The Federal Court had also highlighted the difference between the making of a fatwa — or the procedures and laws to be complied with in the process of making a fatwa — and the fatwa’s substantive contents or what the fatwa actually says.

The Federal Court made it clear that it is still purely for the Shariah courts to decide on a fatwa’s contents and its interpretation to the extent that such matters involve “hukum syarak” (Islamic law) or personal law and not about matters involving contradictions with any written law — federal law, state law or the Federal Constitution.

But when it comes to situations such as whether a fatwa committee’s conduct or fatwa complied with procedures, the Federal Court said this would be for the civil courts to decide.

In examining the powers given under Section 7 of the 2003 Selangor enactment to Mais, the Federal Court noted that Mais’ powers clearly go beyond what could be considered as involving Islamic doctrines or being part of substantive Islamic law, but had instead crossed quite clearly into public law and involving public law powers.

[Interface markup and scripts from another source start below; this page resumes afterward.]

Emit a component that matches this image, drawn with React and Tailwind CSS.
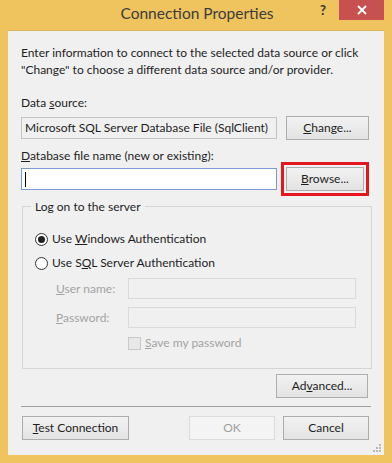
import React from 'react';

const btn = 'h-[24px] flex items-center justify-center border border-[#adadad] bg-gradient-to-b from-[#f2f2f2] to-[#e3e3e3] text-[#1e1e1e]';

function Radio({ checked, children }) {
  return (
    <div className="flex items-center h-[20px]">
      <span className="w-[13px] h-[13px] rounded-full border border-[#333] bg-white flex items-center justify-center">
        {checked && <span className="w-[7px] h-[7px] rounded-full bg-[#222]"></span>}
      </span>
      <span className="ml-[4px]">{children}</span>
    </div>
  );
}

export default function App() {
  return (
    <div className="w-[392px] h-[463px] bg-[#efc45e] flex flex-col font-['Lato','Noto_Sans',sans-serif] text-[12px] text-[#1e1e1e] overflow-hidden whitespace-nowrap">
      <div className="h-[30px] flex relative">
        <div className="flex-1 flex items-center justify-center pl-[2px] pb-[2px] text-[15.5px] text-[#3c3c3c]">
          Connection Properties
        </div>
        <div className="absolute right-[8px] top-0 flex">
          <div className="w-[32px] h-[20px] flex items-center justify-center text-[13px] font-bold text-[#333] pt-[2px]">?</div>
          <div className="w-[45px] h-[20px] bg-[#c75050] flex items-center justify-center">
            <svg width="10" height="10" viewBox="0 0 10 10">
              <path d="M1 1 L9 9 M9 1 L1 9" stroke="#fff" strokeWidth="1.8" />
            </svg>
          </div>
        </div>
      </div>

      <div className="mx-[8px] mb-[8px] flex-1 bg-[#f0f0f0] border-t border-[#d8b660] relative pl-[13px] pr-[14px] pt-[13px]">
        <p className="leading-[17px]">
          Enter information to connect to the selected data source or click<br />
          "Change" to choose a different data source and/or provider.
        </p>

        <div className="mt-[16px] leading-[17px]">Data <u>s</u>ource:</div>
        <div className="mt-[5px] flex items-center">
          <div className="w-[256px] h-[22px] border border-[#c4c4c4] bg-[#f0f0f0] flex items-center pl-[3px]">
            Microsoft SQL Server Database File (SqlClient)
          </div>
          <div className={btn + ' ml-[9px] w-[83px]'}>
            <span><u>C</u>hange...</span>
          </div>
        </div>

        <div className="mt-[7px] leading-[17px]"><u>D</u>atabase file name (new or existing):</div>
        <div className="mt-[-2px] flex items-center">
          <div className="w-[256px] h-[22px] border border-[#7a9ad0] bg-white flex items-center pl-[3px]">
            <span className="w-[1px] h-[15px] bg-black"></span>
          </div>
          <div className="ml-[4px] w-[88px] h-[34px] border-[3px] border-[#e4161f] flex items-center justify-center">
            <div className={btn + ' w-[78px] h-[22px]'}>
              <span><u>B</u>rowse...</span>
            </div>
          </div>
        </div>

        <fieldset className="mt-[2px] w-[350px] h-[171px] border border-[#d5d5d5] pl-[12px] pr-[13px] pt-[6px] ml-[1px]">
          <legend className="ml-[-4px] px-[4px] leading-[17px]">Log on to the server</legend>
          <div className="mt-[8px] flex flex-col gap-[4px]">
            <Radio checked>Use <u>W</u>indows Authentication</Radio>
            <Radio>Use S<u>Q</u>L Server Authentication</Radio>
          </div>
          <div className="mt-[5px] pl-[21px] text-[#a3a3a3]">
            <div className="flex items-center h-[21px]">
              <span className="w-[72px]"><u>U</u>ser name:</span>
              <div className="w-[228px] h-[21px] border border-[#dadada] bg-[#f0f0f0]"></div>
            </div>
            <div className="flex items-center h-[21px] mt-[8px]">
              <span className="w-[72px]"><u>P</u>assword:</span>
              <div className="w-[228px] h-[21px] border border-[#dadada] bg-[#f0f0f0]"></div>
            </div>
            <div className="flex items-center mt-[8px] ml-[72px] h-[14px]">
              <span className="w-[13px] h-[13px] border border-[#c8c8c8] bg-[#e8e8e8]"></span>
              <span className="ml-[4px]"><u>S</u>ave my password</span>
            </div>
          </div>
        </fieldset>

        <div className="mt-[5px] flex justify-end pr-[2px]">
          <div className={btn + ' w-[92px]'}>
            <span>Ad<u>v</u>anced...</span>
          </div>
        </div>

        <div className="mt-[8px] h-px bg-[#a0a0a0] w-[350px]"></div>

        <div className="mt-[9px] flex items-center">
          <div className={btn + ' w-[107px] ml-[1px]'}>
            <span><u>T</u>est Connection</span>
          </div>
          <div className="flex-1"></div>
          <div className="w-[86px] h-[24px] flex items-center justify-center border border-[#dcdcdc] bg-[#f4f4f4] text-[#a0a0a0]">OK</div>
          <div className={btn + ' w-[86px] ml-[8px] mr-[1px]'}>
            <span>Cancel</span>
          </div>
        </div>

        <svg className="absolute right-[3px] bottom-[3px]" width="8" height="8" viewBox="0 0 8 8">
          <rect x="6" y="0" width="2" height="2" fill="#b8b8b8" />
          <rect x="3" y="3" width="2" height="2" fill="#b8b8b8" />
          <rect x="6" y="3" width="2" height="2" fill="#b8b8b8" />
          <rect x="0" y="6" width="2" height="2" fill="#b8b8b8" />
          <rect x="3" y="6" width="2" height="2" fill="#b8b8b8" />
          <rect x="6" y="6" width="2" height="2" fill="#b8b8b8" />
        </svg>
      </div>
    </div>
  );
}
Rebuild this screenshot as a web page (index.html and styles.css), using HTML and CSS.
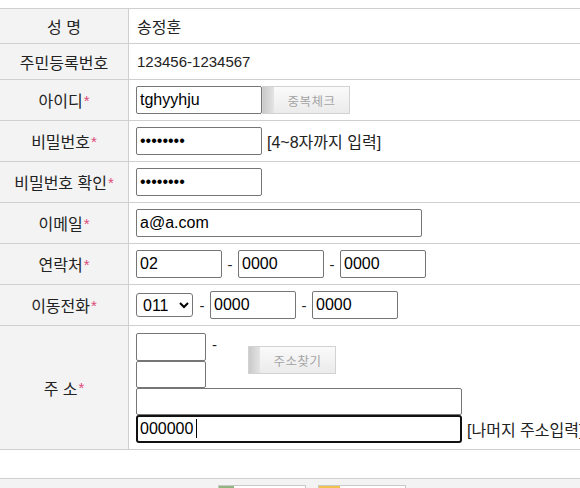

Section 7 lists Mais’ duty of promoting economic and social development of Muslims in Selangor, as well as its powers to carry out activities involving the development of commercial and industrial enterprises and to give out loans or work together with others for such purposes, to make investments, to establish higher education loan schemes for Muslims, to establish and maintain Islamic schools and Islamic training and research institutions, and to establish and manage welfare home for orphans.

In other words, Shariah courts would still be the appropriate courts to decide on matters directly involving Islamic law, but civil courts would still be the only courts that have judicial review powers or the power to review whether decisions and actions and powers exercised by a public body are lawful and valid.